Maya could talk about flowers for hours. With the voice of an expert, and the passion of a poet describing her children. Whenever spring bloomed she spoke of nasturtiums and hydrangea and bleeding hearts, how they grew, what they needed, their personality quirks and their deepest fears. She had a story about every one.

“Impatiens are the most dramatic of all flowers,” she used to say. “When you haven’t watered them they sag and droop,” here, she would sag and droop her arms down herself. “’Water us!’ they say. ‘Water us or we’ll die!’ And then when you water them they spring up and spread out, and say, ‘Look at us! Aren’t we beautiful?’”

I never understood beauty. Not really. I understood ideas, words, the wild, frayed colors and sounds at the edges of abstract imagination. But not pure beauty, purely for it’s own sake. Sometimes I’m staggered by it, but even then I over think it. I try to tell a story, but sometimes you don’t need a story. Sometimes beauty is wine, and a story just waters it down.

Both of my parents were artists, but for my dad beauty did something. The most passionate I ever saw him was talking about some scientific breakthrough, or some revelation about how things worked. For Maya beauty just was. Powerful and intense and meaningless in the most meaningful of ways. I never understood beauty, all by itself, and that means I never understood perfection. I never touched it. But she did. To her it was everywhere.

“Do you think we have enough?” Dad asked. We looked in the back of the Suburban. It was full of clods of dirt pulled up from the ground, a dozen flowers and their accompanying roots. It was a hot day, and my brother and I were both dirty and sweaty, and neither of us had realized we were going to have to give up our Saturday for this. We looked at each other. We looked at the flowers. We both agreed; we didn’t have enough. Time to get back to work.

You couldn’t buy Queen Anne’s Lace. Of course you couldn’t. It was a weed. It grew wherever no one paid anyone pluck it up and make things more presentable. Did that make it more beautiful? I heard once that most people who visit the Louvre only look at the Mona Lisa and then leave. What other works of transcendental beauty line those halls, that everyone walks past? And what might be growing in the cracks between the pavement just outside, torn up by the gardener every morning, that could be just as beautiful?

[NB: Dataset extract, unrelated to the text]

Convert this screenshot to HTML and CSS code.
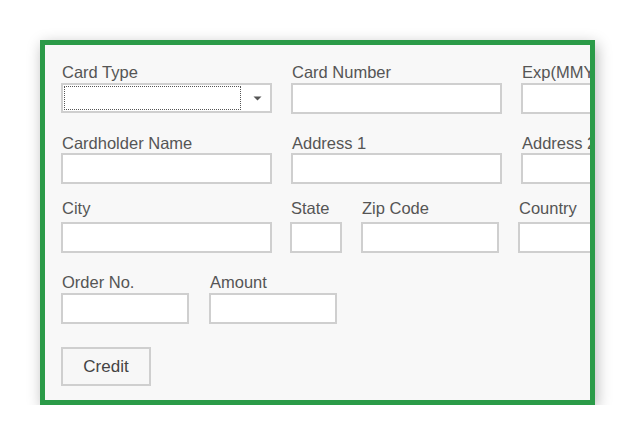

As a teacher, Maya would sometimes get into arguments with other teachers about some of the students. The bad kids. The ones who spoke too often and too harshly, just so someone would see them. Maya loved them, not just because she could love everyone, but individually. For who they were. For the way they flowered. Other people saw weeds; she saw Queen Anne’s Lace.

Her face when she came home to see the flowerbed full of white flowers was as wondrous as we could hope for. More wondrous than you are probably imagining, because she had no filters in moments like this. She was always everyone’s favorite person on Christmas Morning, because you could hand her a present, watch her open a bottle of the kind of $4 perfume little kids think makes a fantastic gift, and watch her explode into joy. She might not like the present, she might never use it, but her joy was utterly genuine, because the moment was genuine. Because the act of giving her a gift filled it with magic, to her. You could hand her a package of weeds, but she always opened Queen Anne’s Lace.

She ran up and hugged us and exclaimed and bubbled over with joy. It must have been Mother’s Day, because her birthday would have been too cold. But I don’t remember what day it was. I don’t remember the details. I just remember her face. I’ll always remember her face.

I have no idea if all of this is entirely too sentimental. But sometimes you have to not care about that kind of thing. Sometimes you just have to blossom when someone waters you, and declare to all of the world that you are beautiful. Sometimes you have to tell the woman who raised you that she’s amazing, that she taught you about beauty and love and art. And about how, sometimes, there aren’t any weeds. There’s only Queen Anne’s Lace.